Archive for July 2013

31 July 2013

So I ran a 5K. Now what?

By: Jessica B.
Tagged: Random

Um. Yeah. So that happened indeed and honestly, I’ve been asking myself the same question.

That’s the thing when you reach a goal. You spend so much time, energy, money, etc. getting there and then you’re there and you’re like, OKAY I DID IT……now what?

I’m not always the best at savoring that moment, but rather thinking, okay let’s go again! On to the next thing!

But for running, I’ve been thinking about it because, I didn’t really have a plan of what I would do after I completed this goal.

Sure, I still fantasize about running a marathon and being like, yeah bitches I am a MARATHONER. SUCK IT. But while that’s a great dream, I have to look at the hard reality to get there.

The entire experience from February, when I started this, to now, has been really fucking hard. And painful. And expensive. And it’s made me a little skittish about what to do next because, I don’t want to have it always be this hard (TWSS).

But, then I think about the positives that came from this. The discipline, the patience and the balance. Sometimes, I couldn’t go out until 2am or couldn’t have that extra beer because, well I had to run the next day. And I wanted to do it. Plus, my legs look ah-mazing.

I’m someone who loves challenges. Mental, physical, etc. I like being tested and challenging myself to learn and do something new and do it well.

And I don’t think I’m ready to say I’m done with this challenge yet.

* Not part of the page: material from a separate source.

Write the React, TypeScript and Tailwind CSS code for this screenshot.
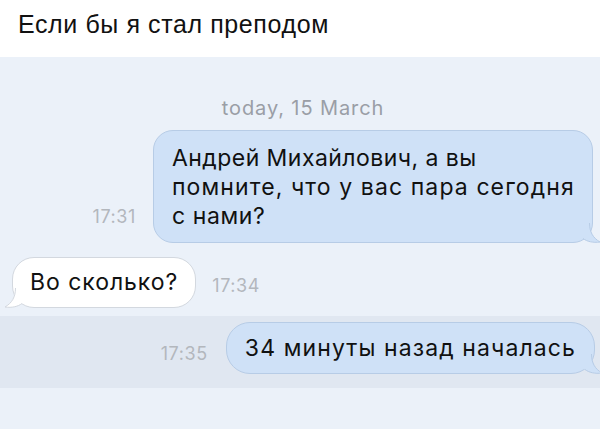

So, at the advice and counsel of my running spirit animal, I’m going to start training again on Monday. For this.

Chicagos Perfect 10

It’s in November which gives me PLENTY of time to amp up for a 10K. For me, running is about my endurance, not necessarily speed, so I want to build upon what I’ve done now and push myself (gently) further.

Will I do it? I dunno but I am really going to try.

So here we go again! And if you’re in Chicago and want to to run with me, let’s do it!

29 July 2013

Thoughts on finally running and finishing a 5K

By: Jessica B.
Tagged: Random

I was tempted to title this, “how I ran a 5K finally and accidentally wore hot pants,” but we’ll get to that.

This Saturday, after setbacks, more setbacks and an unofficial 5K, I finally ran a real 5K. And finished.

The 24 hours leading up to that moment when I started slowly jogging in the corral and then hit the start line was really emotional.

And yes, I’m about to deal with feelings, so if  you think it’s lame that I’m talking about this related to only 3.1 miles, then I would not read below.

Lately, my legs have been bothering me a tad again. Not as bad as before, but annoying. And while I don’t like to give in to negative thinking, I had a few moments of wondering, what if I can’t do this? What if my legs won’t let me? Sure, you can run through pain and focus on the adrenaline, but it as wondering what it would be like after that worried me more.

So Friday night, I methodically laid out everything for the race and focused on stretching, doing my PT work and some light yoga to just help me center. Friends were giving me some shit for staying in because, well so-and-so is out and he’s running tomorrow too. But that isn’t my story right now. This wasn’t just a run for me, it was a test, something I was serious about and needed to feel emotionally and physically ready for. So that’s what I focused on.

And on my way to the race, I zoned everything else out and just focused on what I could expect when I got going, what to pay attention to from my body and not to freak out if I felt a pain in my leg along the way.

It helped me feel ready. Waiting in the corrals was the worst part because OH MY GOD I WANT TO JUST GET GOING. But then we did and it was like, holy shit, it’s really happening.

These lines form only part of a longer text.